Problem details >> Go through the material below and report how many lines contain "components". Give only the number.

== == ==

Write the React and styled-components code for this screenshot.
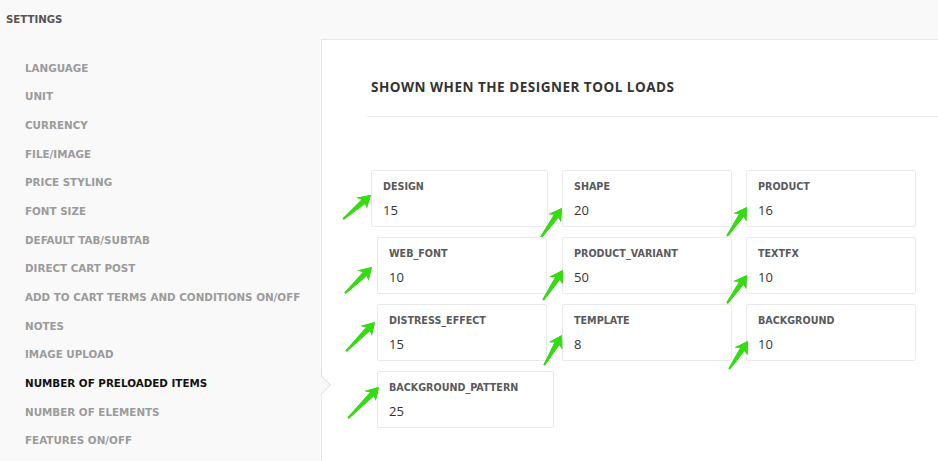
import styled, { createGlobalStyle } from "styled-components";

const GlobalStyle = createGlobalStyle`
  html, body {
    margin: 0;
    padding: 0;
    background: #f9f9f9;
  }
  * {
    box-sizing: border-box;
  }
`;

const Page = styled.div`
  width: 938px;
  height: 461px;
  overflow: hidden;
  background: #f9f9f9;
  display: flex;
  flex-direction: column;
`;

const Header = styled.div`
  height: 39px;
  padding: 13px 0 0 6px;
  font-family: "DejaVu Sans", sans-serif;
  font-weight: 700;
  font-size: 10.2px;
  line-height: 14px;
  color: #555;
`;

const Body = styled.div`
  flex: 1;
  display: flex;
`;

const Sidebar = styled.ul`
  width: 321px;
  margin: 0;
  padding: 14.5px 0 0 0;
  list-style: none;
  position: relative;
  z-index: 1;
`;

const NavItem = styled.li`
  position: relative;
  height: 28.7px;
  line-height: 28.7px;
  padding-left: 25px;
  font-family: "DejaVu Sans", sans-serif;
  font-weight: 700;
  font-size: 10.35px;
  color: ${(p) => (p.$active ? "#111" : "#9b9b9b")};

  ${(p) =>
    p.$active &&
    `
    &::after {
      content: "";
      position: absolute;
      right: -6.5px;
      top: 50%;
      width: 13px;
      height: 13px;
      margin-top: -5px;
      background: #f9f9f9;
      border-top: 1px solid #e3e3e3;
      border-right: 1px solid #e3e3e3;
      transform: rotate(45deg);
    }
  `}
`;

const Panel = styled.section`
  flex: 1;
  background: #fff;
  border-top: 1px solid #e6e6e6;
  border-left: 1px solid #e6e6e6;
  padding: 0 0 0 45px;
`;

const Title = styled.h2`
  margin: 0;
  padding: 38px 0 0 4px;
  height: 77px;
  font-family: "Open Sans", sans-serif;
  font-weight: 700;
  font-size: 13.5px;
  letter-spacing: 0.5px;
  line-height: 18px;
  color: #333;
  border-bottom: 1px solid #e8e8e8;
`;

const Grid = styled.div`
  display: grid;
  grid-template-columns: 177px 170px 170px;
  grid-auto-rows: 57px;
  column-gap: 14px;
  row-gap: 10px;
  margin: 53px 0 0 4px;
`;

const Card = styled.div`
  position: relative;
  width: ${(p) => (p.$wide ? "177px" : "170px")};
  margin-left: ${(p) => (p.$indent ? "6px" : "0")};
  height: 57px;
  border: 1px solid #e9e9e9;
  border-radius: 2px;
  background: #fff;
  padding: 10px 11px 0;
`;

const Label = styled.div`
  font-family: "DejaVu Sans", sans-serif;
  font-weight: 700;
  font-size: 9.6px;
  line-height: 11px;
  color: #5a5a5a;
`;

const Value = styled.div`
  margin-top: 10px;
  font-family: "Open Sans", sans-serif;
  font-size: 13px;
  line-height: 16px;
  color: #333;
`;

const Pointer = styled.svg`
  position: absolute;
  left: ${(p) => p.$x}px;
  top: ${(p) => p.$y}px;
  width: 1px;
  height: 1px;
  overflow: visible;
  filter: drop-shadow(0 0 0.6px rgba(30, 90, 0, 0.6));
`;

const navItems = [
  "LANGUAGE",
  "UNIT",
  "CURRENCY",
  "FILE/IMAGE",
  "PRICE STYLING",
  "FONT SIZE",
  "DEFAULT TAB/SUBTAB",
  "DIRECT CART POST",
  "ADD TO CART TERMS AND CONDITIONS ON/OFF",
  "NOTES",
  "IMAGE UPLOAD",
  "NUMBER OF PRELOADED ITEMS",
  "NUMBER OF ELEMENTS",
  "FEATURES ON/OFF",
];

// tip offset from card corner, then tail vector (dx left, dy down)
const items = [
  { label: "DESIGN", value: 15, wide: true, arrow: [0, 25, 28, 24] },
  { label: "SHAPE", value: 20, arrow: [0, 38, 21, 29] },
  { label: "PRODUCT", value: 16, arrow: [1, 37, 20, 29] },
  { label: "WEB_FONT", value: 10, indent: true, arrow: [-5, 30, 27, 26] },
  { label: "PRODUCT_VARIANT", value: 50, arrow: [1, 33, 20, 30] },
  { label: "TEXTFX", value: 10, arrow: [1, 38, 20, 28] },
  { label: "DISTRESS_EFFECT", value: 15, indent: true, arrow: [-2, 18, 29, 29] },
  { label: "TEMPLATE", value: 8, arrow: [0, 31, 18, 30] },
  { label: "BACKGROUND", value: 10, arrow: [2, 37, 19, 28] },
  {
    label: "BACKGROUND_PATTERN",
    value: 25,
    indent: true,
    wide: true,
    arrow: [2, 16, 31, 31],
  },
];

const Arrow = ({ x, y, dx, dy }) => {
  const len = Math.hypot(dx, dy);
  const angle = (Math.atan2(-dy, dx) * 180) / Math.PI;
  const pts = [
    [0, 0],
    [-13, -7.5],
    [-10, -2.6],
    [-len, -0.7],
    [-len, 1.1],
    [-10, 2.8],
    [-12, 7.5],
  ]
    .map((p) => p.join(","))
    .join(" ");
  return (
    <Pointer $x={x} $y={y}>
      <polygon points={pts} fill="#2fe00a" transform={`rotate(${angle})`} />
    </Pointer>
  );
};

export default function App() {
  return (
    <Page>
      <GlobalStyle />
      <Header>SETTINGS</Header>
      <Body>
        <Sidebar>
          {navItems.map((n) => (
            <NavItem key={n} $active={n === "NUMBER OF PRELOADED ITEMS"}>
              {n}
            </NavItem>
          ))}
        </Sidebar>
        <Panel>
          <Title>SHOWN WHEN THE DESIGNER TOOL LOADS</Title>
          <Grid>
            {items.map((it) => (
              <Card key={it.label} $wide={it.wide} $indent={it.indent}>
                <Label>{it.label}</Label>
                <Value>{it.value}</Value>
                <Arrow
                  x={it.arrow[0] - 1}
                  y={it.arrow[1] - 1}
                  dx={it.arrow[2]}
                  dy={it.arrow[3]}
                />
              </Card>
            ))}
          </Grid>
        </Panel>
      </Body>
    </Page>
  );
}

== == ==

Output >> 2